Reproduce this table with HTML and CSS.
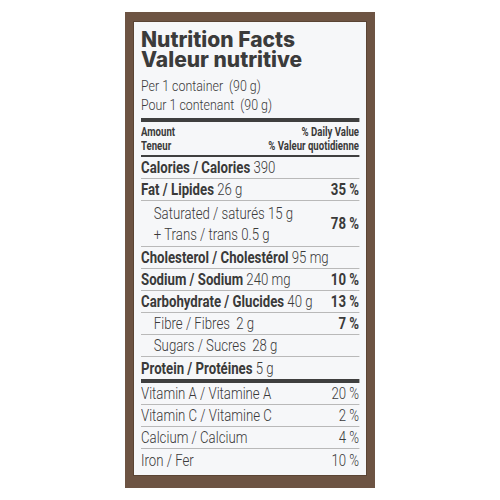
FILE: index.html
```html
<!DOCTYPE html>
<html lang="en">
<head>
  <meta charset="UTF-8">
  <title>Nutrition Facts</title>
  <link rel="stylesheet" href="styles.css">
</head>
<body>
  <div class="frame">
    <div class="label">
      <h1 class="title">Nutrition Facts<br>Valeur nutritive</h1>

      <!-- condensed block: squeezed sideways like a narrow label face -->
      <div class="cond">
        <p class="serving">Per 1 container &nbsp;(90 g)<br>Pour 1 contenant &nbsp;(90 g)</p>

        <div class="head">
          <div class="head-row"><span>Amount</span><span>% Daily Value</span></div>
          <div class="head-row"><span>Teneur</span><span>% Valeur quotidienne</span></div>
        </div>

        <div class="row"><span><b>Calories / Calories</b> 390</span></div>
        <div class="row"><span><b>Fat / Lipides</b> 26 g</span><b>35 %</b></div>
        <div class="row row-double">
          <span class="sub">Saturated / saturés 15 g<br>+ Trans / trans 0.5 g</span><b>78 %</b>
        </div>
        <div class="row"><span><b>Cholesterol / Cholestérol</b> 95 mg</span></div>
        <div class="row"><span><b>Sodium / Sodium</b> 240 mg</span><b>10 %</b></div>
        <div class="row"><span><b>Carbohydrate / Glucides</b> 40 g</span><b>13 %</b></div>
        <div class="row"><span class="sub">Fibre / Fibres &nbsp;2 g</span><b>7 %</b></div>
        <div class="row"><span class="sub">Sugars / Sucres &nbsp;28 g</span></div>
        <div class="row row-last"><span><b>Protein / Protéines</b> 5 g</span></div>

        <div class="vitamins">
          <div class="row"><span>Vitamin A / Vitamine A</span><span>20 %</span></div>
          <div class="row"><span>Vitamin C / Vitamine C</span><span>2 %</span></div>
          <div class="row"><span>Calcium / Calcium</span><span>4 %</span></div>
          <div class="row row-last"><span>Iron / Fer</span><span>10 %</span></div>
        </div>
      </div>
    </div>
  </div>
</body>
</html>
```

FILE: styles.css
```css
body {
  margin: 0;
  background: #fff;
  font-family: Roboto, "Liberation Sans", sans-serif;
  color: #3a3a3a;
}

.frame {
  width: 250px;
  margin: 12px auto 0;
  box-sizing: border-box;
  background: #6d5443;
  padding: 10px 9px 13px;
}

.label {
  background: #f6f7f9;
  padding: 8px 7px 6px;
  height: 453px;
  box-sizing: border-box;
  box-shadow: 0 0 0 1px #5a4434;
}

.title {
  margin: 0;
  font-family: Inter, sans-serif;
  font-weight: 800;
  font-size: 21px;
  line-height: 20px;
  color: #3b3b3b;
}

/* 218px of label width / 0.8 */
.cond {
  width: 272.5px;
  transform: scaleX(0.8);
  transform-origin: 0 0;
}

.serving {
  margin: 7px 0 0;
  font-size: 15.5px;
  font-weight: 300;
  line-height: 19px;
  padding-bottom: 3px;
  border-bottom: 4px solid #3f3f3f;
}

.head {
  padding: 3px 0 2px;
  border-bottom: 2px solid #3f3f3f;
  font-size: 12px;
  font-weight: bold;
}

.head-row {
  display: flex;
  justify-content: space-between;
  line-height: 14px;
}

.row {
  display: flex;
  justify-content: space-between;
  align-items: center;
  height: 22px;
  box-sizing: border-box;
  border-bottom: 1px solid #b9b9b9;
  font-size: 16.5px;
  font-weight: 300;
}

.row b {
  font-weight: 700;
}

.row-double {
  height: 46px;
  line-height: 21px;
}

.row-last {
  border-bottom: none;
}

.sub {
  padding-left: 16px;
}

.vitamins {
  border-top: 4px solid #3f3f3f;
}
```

====

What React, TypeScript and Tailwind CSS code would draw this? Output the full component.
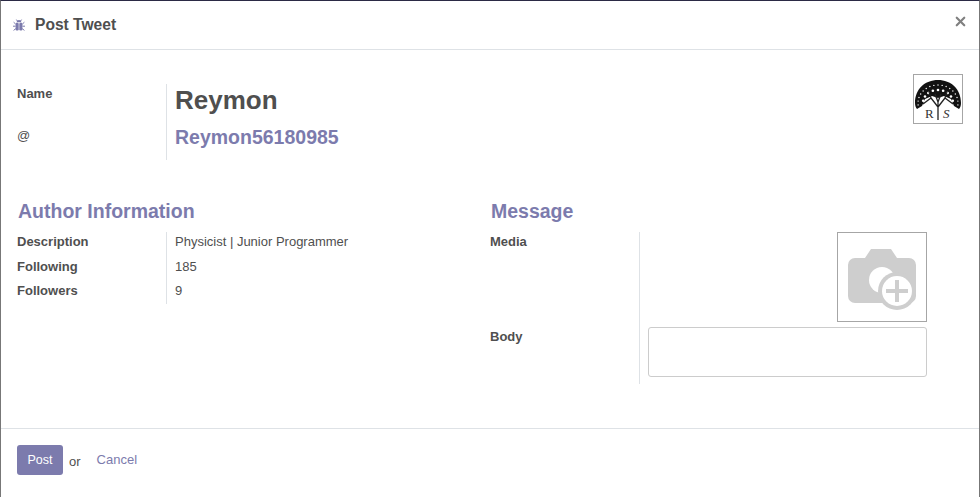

====

> The exercise
Out of the preceding entries, pull every line containing the string "this".

> Written solution
Reproduce this table with HTML and CSS.
What React, TypeScript and Tailwind CSS code would draw this? Output the full component.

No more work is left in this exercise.